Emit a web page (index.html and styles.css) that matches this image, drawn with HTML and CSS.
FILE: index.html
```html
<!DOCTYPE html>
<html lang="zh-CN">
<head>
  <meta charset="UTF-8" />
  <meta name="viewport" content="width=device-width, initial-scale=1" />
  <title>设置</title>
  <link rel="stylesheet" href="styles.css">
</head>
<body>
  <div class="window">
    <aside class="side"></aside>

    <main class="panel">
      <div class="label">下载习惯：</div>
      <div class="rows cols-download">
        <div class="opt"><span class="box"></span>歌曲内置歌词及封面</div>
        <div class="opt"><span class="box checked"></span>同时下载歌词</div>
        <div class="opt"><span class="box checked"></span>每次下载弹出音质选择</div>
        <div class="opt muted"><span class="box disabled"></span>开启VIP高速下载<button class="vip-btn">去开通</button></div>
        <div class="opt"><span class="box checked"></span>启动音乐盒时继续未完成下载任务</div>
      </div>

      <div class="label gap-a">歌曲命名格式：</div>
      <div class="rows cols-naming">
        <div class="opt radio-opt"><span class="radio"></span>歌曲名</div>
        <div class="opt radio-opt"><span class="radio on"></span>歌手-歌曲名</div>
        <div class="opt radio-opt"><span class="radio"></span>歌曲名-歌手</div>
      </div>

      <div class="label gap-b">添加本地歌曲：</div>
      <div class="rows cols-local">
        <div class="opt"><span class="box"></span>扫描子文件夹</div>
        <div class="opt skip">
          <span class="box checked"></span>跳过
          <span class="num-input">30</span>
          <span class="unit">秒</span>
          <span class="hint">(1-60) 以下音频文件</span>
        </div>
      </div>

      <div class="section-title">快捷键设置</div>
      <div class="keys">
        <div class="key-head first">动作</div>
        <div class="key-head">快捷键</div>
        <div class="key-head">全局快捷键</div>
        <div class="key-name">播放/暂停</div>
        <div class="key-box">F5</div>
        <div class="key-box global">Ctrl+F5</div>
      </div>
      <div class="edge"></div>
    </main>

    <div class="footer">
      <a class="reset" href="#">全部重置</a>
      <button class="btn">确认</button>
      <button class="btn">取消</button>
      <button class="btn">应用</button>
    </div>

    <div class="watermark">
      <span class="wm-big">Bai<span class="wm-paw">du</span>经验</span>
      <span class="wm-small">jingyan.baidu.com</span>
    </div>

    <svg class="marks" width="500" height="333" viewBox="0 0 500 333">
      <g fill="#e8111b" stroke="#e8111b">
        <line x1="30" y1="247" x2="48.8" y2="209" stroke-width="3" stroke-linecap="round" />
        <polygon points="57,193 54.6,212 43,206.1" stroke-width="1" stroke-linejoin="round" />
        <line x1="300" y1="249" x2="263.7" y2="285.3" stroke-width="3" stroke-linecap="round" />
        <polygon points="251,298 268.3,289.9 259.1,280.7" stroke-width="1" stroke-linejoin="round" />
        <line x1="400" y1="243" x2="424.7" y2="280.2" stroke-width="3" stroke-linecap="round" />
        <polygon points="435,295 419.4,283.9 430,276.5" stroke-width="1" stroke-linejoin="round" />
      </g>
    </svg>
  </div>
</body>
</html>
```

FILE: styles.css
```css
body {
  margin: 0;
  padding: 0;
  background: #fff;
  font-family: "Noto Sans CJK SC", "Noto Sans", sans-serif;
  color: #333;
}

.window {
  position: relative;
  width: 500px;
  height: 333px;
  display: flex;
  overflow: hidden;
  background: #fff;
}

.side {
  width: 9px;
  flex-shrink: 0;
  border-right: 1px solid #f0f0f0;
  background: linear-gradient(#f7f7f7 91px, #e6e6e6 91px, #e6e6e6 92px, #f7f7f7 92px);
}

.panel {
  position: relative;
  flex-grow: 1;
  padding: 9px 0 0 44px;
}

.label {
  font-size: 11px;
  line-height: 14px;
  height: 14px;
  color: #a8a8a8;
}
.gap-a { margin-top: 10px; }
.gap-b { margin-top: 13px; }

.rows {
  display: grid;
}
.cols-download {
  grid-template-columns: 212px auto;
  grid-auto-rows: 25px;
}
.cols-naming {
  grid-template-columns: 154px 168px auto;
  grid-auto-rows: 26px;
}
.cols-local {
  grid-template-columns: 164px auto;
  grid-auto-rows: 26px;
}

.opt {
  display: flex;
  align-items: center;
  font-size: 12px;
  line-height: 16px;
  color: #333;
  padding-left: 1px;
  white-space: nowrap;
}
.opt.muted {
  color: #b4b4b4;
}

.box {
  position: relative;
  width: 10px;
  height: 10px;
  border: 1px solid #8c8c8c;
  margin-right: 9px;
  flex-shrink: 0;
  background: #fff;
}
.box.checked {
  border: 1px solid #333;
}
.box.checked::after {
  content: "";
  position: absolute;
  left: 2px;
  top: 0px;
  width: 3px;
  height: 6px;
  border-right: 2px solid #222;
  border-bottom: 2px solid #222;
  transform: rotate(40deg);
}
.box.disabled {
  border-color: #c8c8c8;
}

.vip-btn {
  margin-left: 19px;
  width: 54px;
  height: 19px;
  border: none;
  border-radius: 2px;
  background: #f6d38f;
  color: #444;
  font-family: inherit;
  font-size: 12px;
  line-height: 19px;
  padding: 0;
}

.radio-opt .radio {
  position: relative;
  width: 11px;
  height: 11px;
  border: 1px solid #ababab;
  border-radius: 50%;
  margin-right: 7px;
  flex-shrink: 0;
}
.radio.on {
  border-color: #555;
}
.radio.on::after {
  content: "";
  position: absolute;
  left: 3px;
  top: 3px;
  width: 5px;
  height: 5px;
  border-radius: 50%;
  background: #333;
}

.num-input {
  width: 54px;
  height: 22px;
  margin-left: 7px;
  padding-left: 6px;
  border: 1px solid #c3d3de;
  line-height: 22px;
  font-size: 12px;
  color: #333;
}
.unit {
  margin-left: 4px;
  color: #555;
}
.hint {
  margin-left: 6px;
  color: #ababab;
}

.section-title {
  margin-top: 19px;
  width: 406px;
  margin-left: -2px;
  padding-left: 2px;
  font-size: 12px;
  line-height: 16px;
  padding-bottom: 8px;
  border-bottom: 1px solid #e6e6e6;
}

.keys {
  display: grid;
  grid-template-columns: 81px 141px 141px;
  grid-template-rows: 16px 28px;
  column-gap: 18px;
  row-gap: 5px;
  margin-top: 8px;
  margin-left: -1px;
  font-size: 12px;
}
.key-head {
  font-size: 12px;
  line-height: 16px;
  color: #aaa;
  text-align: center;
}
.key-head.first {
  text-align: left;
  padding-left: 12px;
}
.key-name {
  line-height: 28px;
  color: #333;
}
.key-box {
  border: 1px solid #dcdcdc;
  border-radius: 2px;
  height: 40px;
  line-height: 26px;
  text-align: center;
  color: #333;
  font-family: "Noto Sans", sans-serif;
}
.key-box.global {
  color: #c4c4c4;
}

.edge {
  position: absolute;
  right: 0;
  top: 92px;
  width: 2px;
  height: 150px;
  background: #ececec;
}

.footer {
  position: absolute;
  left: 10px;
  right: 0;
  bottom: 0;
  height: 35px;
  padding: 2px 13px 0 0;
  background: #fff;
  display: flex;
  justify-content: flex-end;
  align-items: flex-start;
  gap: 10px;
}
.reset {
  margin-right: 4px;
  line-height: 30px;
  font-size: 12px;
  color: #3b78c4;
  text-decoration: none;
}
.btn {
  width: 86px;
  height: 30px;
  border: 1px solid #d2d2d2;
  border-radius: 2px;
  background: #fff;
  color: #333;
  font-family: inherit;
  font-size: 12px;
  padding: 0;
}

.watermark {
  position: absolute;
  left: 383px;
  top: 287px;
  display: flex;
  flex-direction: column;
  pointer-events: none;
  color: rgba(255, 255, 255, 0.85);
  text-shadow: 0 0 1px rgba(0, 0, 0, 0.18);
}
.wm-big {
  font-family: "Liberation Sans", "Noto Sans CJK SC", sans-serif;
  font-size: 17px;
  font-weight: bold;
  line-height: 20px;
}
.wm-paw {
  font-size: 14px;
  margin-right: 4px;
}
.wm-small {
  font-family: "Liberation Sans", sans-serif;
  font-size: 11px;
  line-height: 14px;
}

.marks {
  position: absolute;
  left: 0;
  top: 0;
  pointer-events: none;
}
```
☆ ☆ ☆ ☆ ☆
◆ TASK DETAILS ◆
Identify all lines where the word "index" shows up. Copy them.

◆ REPLY TO THE EXERCISE ◆
Emit a web page (index.html and styles.css) that matches this image, drawn with HTML and CSS.
FILE: index.html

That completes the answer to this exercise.